Lavi Kreisman, 41, a tour guide, said he had come across the rally on his way home and was in uniform and carrying an assault rifle. He said his unit had lost 14 members in an explosion in Gaza, among them Jews and non-Jews.

“It’s the people out there fighting, not the politicians,” he said. Noting that the fighters all wanted victory, he added, “I want to make sure they didn’t die for nothing.”

After nearly five months of war, more than 29,000 Palestinians have been killed, according to health officials in Gaza, stirring international outrage. More than 260 Israeli soldiers have been killed since Israel began its ground invasion in late October, according to the Israeli authorities, in addition to more than 300 soldiers who were among the 1,200 people killed in the Hamas-led cross-border attacks on Oct. 7.

In the tumultuous months before Oct. 7, reserve soldiers played a key role in the anti-government protests under the umbrella of Brothers and Sisters in Arms, a grass-roots organization.
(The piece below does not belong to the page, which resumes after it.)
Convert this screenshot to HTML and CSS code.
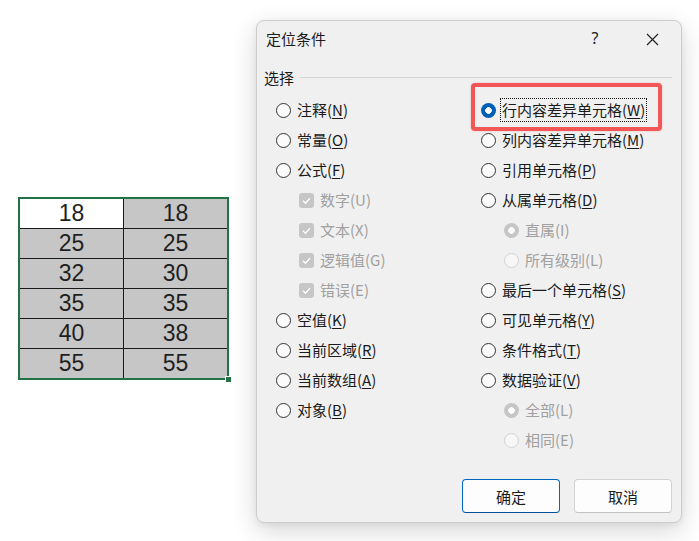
FILE: index.html
```html
<!DOCTYPE html>
<html lang="zh-CN">
<head>
<meta charset="utf-8">
<title>定位条件</title>
<link rel="stylesheet" href="styles.css">
</head>
<body>
<div class="desk">
  <!-- spreadsheet selection -->
  <div class="sheet">
    <div class="cell active">18</div><div class="cell">18</div>
    <div class="cell">25</div><div class="cell">25</div>
    <div class="cell">32</div><div class="cell">30</div>
    <div class="cell">35</div><div class="cell">35</div>
    <div class="cell">40</div><div class="cell">38</div>
    <div class="cell">55</div><div class="cell">55</div>
    <span class="fill-handle"></span>
  </div>

  <!-- Go To Special dialog -->
  <div class="dialog">
    <div class="titlebar">
      <span class="title">定位条件</span>
      <span class="help">?</span>
      <span class="close">
        <svg width="13" height="13" viewBox="0 0 13 13"><path d="M1 1 L12 12 M12 1 L1 12" stroke="#222" stroke-width="1.2" fill="none"/></svg>
      </span>
    </div>

    <div class="group-head"><span class="legend">选择</span><span class="rule"></span></div>

    <div class="options">
      <div class="col">
        <div class="opt"><span class="radio"></span><span class="text">注释(<u>N</u>)</span></div>
        <div class="opt"><span class="radio"></span><span class="text">常量(<u>O</u>)</span></div>
        <div class="opt"><span class="radio"></span><span class="text">公式(<u>F</u>)</span></div>
        <div class="opt sub disabled"><span class="check"><svg width="15" height="15" viewBox="0 0 15 15"><path d="M4 7.8 L6.4 10.2 L11 5.2" stroke="#fff" stroke-width="1.3" fill="none"/></svg></span><span class="text">数字(U)</span></div>
        <div class="opt sub disabled"><span class="check"><svg width="15" height="15" viewBox="0 0 15 15"><path d="M4 7.8 L6.4 10.2 L11 5.2" stroke="#fff" stroke-width="1.3" fill="none"/></svg></span><span class="text">文本(X)</span></div>
        <div class="opt sub disabled"><span class="check"><svg width="15" height="15" viewBox="0 0 15 15"><path d="M4 7.8 L6.4 10.2 L11 5.2" stroke="#fff" stroke-width="1.3" fill="none"/></svg></span><span class="text">逻辑值(G)</span></div>
        <div class="opt sub disabled"><span class="check"><svg width="15" height="15" viewBox="0 0 15 15"><path d="M4 7.8 L6.4 10.2 L11 5.2" stroke="#fff" stroke-width="1.3" fill="none"/></svg></span><span class="text">错误(E)</span></div>
        <div class="opt"><span class="radio"></span><span class="text">空值(<u>K</u>)</span></div>
        <div class="opt"><span class="radio"></span><span class="text">当前区域(<u>R</u>)</span></div>
        <div class="opt"><span class="radio"></span><span class="text">当前数组(<u>A</u>)</span></div>
        <div class="opt"><span class="radio"></span><span class="text">对象(<u>B</u>)</span></div>
      </div>
      <div class="col">
        <div class="opt"><span class="radio checked"></span><span class="text focus">行内容差异单元格(<u>W</u>)</span></div>
        <div class="opt"><span class="radio"></span><span class="text">列内容差异单元格(<u>M</u>)</span></div>
        <div class="opt"><span class="radio"></span><span class="text">引用单元格(<u>P</u>)</span></div>
        <div class="opt"><span class="radio"></span><span class="text">从属单元格(<u>D</u>)</span></div>
        <div class="opt sub disabled"><span class="radio checked"></span><span class="text">直属(I)</span></div>
        <div class="opt sub disabled"><span class="radio"></span><span class="text">所有级别(L)</span></div>
        <div class="opt"><span class="radio"></span><span class="text">最后一个单元格(<u>S</u>)</span></div>
        <div class="opt"><span class="radio"></span><span class="text">可见单元格(<u>Y</u>)</span></div>
        <div class="opt"><span class="radio"></span><span class="text">条件格式(<u>T</u>)</span></div>
        <div class="opt"><span class="radio"></span><span class="text">数据验证(<u>V</u>)</span></div>
        <div class="opt sub disabled"><span class="radio checked"></span><span class="text">全部(L)</span></div>
        <div class="opt sub disabled"><span class="radio"></span><span class="text">相同(E)</span></div>
      </div>
    </div>

    <div class="buttons">
      <button class="btn primary">确定</button>
      <button class="btn">取消</button>
    </div>

    <div class="callout"></div>
  </div>
</div>
</body>
</html>
```

FILE: styles.css
```css
html, body {
  margin: 0;
  background: #ffffff;
}

body {
  font-family: "Noto Sans CJK SC", "Noto Sans", sans-serif;
  color: #1b1b1b;
}

.desk {
  position: relative;
  width: 699px;
  height: 541px;
  overflow: hidden;
}

/* ---------- spreadsheet block ---------- */
.sheet {
  position: absolute;
  left: 18px;
  top: 197px;
  width: 211px;
  height: 183px;
  box-sizing: border-box;
  border: 2px solid #217346;
  background: #c6c6c6;
  display: grid;
  grid-template-columns: 103px 104px;
  grid-template-rows: 29px repeat(5, 30px);
}

.cell {
  box-sizing: border-box;
  border-top: 1px solid #1a1a1a;
  display: flex;
  align-items: center;
  justify-content: center;
  font-family: "Liberation Sans", Arial, sans-serif;
  font-size: 23px;
  color: #1f1f1f;
}

.cell:nth-child(-n+2) { border-top: 0; }
.cell:nth-child(even) { border-left: 1px solid #1a1a1a; }
.cell.active { background: #ffffff; }

.fill-handle {
  position: absolute;
  right: -5px;
  bottom: -5px;
  width: 5px;
  height: 5px;
  background: #217346;
  border: 1px solid #ffffff;
}

/* ---------- dialog ---------- */
.dialog {
  position: absolute;
  left: 256px;
  top: 20px;
  width: 426px;
  height: 503px;
  box-sizing: border-box;
  background: #f0f0f0;
  border: 1px solid #cdcdcd;
  border-radius: 8px;
  box-shadow: 0 8px 26px rgba(0, 0, 0, 0.16), 0 2px 6px rgba(0, 0, 0, 0.06);
  display: flex;
  flex-direction: column;
}

.titlebar {
  height: 34px;
  display: flex;
  align-items: center;
  padding: 0 17px 0 9px;
  font-size: 15px;
}

.title { flex: 1; }

.help {
  width: 20px;
  text-align: center;
  font-family: "Noto Sans", sans-serif;
  font-size: 16px;
  margin-right: 35px;
}

.close {
  width: 24px;
  height: 24px;
  display: flex;
  align-items: center;
  justify-content: center;
  margin-top: 2px;
}

.group-head {
  height: 20px;
  margin-top: 12px;
  display: flex;
  align-items: center;
  gap: 6px;
  padding: 0 9px 0 7px;
  font-size: 15px;
}

.rule {
  flex: 1;
  height: 1px;
  background: #d6d6d6;
  margin-top: 1px;
}

.options {
  margin-top: 8px;
  padding-left: 19px;
  display: flex;
}

.col {
  display: flex;
  flex-direction: column;
}

.col:first-child { width: 205px; }

.opt {
  height: 30px;
  display: flex;
  align-items: center;
  gap: 6px;
  font-size: 15px;
  line-height: 20px;
}

.opt.sub { padding-left: 23px; }

.opt.disabled .text { color: #a0a0a0; }

.text u {
  text-decoration-thickness: 1px;
  text-underline-offset: 2px;
}

.text.focus {
  outline: 1px dotted #111;
  outline-offset: 1px;
}

/* radio buttons */
.radio {
  width: 15px;
  height: 15px;
  box-sizing: border-box;
  border-radius: 50%;
  border: 1px solid #333333;
  background: #fbfbfb;
  flex: none;
}

.radio.checked {
  border: 0;
  background: radial-gradient(circle, #ffffff 0 3px, #005fb8 3.6px);
}

.disabled .radio {
  border-color: #d2d2d2;
  background: #f7f7f7;
}

.disabled .radio.checked {
  border: 0;
  background: radial-gradient(circle, #ffffff 0 3px, #c6c6c6 3.6px);
}

/* check boxes */
.check {
  width: 15px;
  height: 15px;
  border-radius: 3px;
  background: #c6c6c6;
  flex: none;
  display: flex;
}

/* buttons */
.buttons {
  margin-top: auto;
  padding: 0 9px 9px 0;
  display: flex;
  justify-content: flex-end;
  gap: 14px;
}

.btn {
  width: 98px;
  height: 34px;
  box-sizing: border-box;
  border: 1px solid #d2d2d2;
  border-bottom-color: #c2c2c2;
  border-radius: 4px;
  background: #fdfdfd;
  font-family: "Noto Sans CJK SC", sans-serif;
  font-size: 15px;
  color: #1b1b1b;
  padding: 0;
}

.btn.primary {
  border-color: #0067c0;
  border-bottom-color: #00509a;
}

/* red highlight frame */
.callout {
  position: absolute;
  left: 214px;
  top: 62px;
  width: 191px;
  height: 48px;
  box-sizing: border-box;
  border: 4px solid #f25656;
  border-radius: 4px;
  box-shadow: 0 0 2px rgba(242, 86, 86, 0.4);
}
```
Thousands of its members threatened to stop showing up for reserve duty, arguing that the judicial plan endangered the democracy they had signed up to defend.

Many Israelis saw that refusal as the unforgivable crossing of a red line that made Israel look weak in the eyes of its enemies.

Yet the moment Israel came under attack, Brothers and Sisters in Arms called on all reserve soldiers to report for duty and mobilized an enormous civilian volunteer effort to support Israelis affected by the war.

Now, after months at the center of the political storm, that group is also calling for new elections and national unity.

“We all learned a lesson,” said Eyal Naveh, 48, a leader of the organization. “We don’t want to go back to the polarizing discourse of trampling on one another.” He said his group was also talking to Israelis across the social and political spectrum, including the ultra-Orthodox community.

“In the end,” he said, “we all say it’s time to act in consensus.”